WHAT TO DO.
Return the records that follow unaltered. Omit every picture.

DATA TO PROCESS.
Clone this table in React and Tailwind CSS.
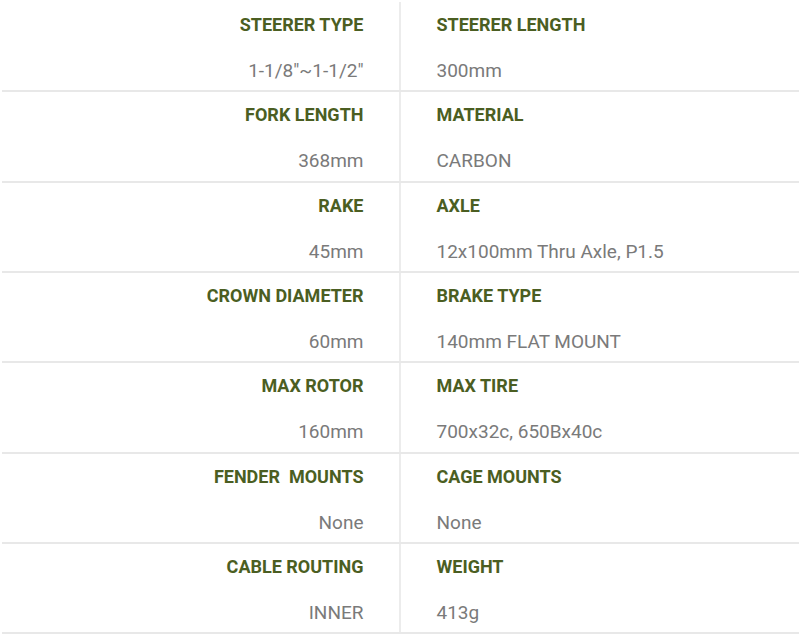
import React from "react";

const rows = [
  ["STEERER TYPE", "1-1/8\"~1-1/2\"", "STEERER LENGTH", "300mm"],
  ["FORK LENGTH", "368mm", "MATERIAL", "CARBON"],
  ["RAKE", "45mm", "AXLE", "12x100mm Thru Axle, P1.5"],
  ["CROWN DIAMETER", "60mm", "BRAKE TYPE", "140mm FLAT MOUNT"],
  ["MAX ROTOR", "160mm", "MAX TIRE", "700x32c, 650Bx40c"],
  ["FENDER\u00a0 MOUNTS", "None", "CAGE MOUNTS", "None"],
  ["CABLE ROUTING", "INNER", "WEIGHT", "413g"],
];

function Cell({ title, value, left }) {
  return (
    <div
      className={
        "flex flex-col pt-[12px] " +
        (left ? "items-end pr-[35px] border-r-2 border-[#ececec]" : "items-start pl-[36px]")
      }
    >
      <div className="text-[18px] leading-[22px] font-bold text-[#4b5e22]">{title}</div>
      <div className="mt-[24px] text-[19px] leading-[22px] text-[#7a7a7a]">{value}</div>
    </div>
  );
}

export default function App() {
  return (
    <div
      className="w-[800px] h-[637px] bg-white pt-[2px] pl-[2px] pr-[1px]"
      style={{ fontFamily: "Roboto, 'Liberation Sans', sans-serif" }}
    >
      {rows.map((r, i) => (
        <div key={i} className="grid grid-cols-2 h-[90.33px] border-b-2 border-[#e8e8e8]">
          <Cell title={r[0]} value={r[1]} left />
          <Cell title={r[2]} value={r[3]} />
        </div>
      ))}
    </div>
  );
}
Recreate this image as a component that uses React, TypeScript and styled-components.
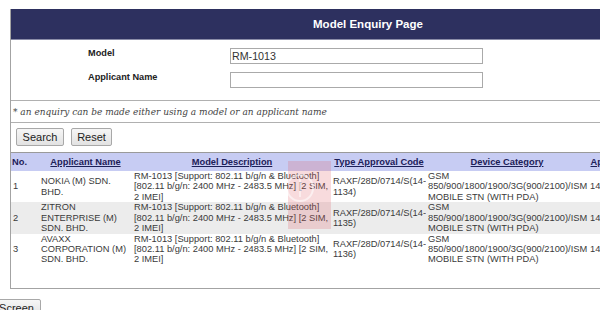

ANSWER FOR THIS EXERCISE.
Clone this table in React and Tailwind CSS.
import React from "react";

const rows = [
  ["STEERER TYPE", "1-1/8\"~1-1/2\"", "STEERER LENGTH", "300mm"],
  ["FORK LENGTH", "368mm", "MATERIAL", "CARBON"],
  ["RAKE", "45mm", "AXLE", "12x100mm Thru Axle, P1.5"],
  ["CROWN DIAMETER", "60mm", "BRAKE TYPE", "140mm FLAT MOUNT"],
  ["MAX ROTOR", "160mm", "MAX TIRE", "700x32c, 650Bx40c"],
  ["FENDER\u00a0 MOUNTS", "None", "CAGE MOUNTS", "None"],
  ["CABLE ROUTING", "INNER", "WEIGHT", "413g"],
];

function Cell({ title, value, left }) {
  return (
    <div
      className={
        "flex flex-col pt-[12px] " +
        (left ? "items-end pr-[35px] border-r-2 border-[#ececec]" : "items-start pl-[36px]")
      }
    >
      <div className="text-[18px] leading-[22px] font-bold text-[#4b5e22]">{title}</div>
      <div className="mt-[24px] text-[19px] leading-[22px] text-[#7a7a7a]">{value}</div>
    </div>
  );
}

export default function App() {
  return (
    <div
      className="w-[800px] h-[637px] bg-white pt-[2px] pl-[2px] pr-[1px]"
      style={{ fontFamily: "Roboto, 'Liberation Sans', sans-serif" }}
    >
      {rows.map((r, i) => (
        <div key={i} className="grid grid-cols-2 h-[90.33px] border-b-2 border-[#e8e8e8]">
          <Cell title={r[0]} value={r[1]} left />
          <Cell title={r[2]} value={r[3]} />
        </div>
      ))}
    </div>
  );
}
Recreate this image as a component that uses React, TypeScript and styled-components.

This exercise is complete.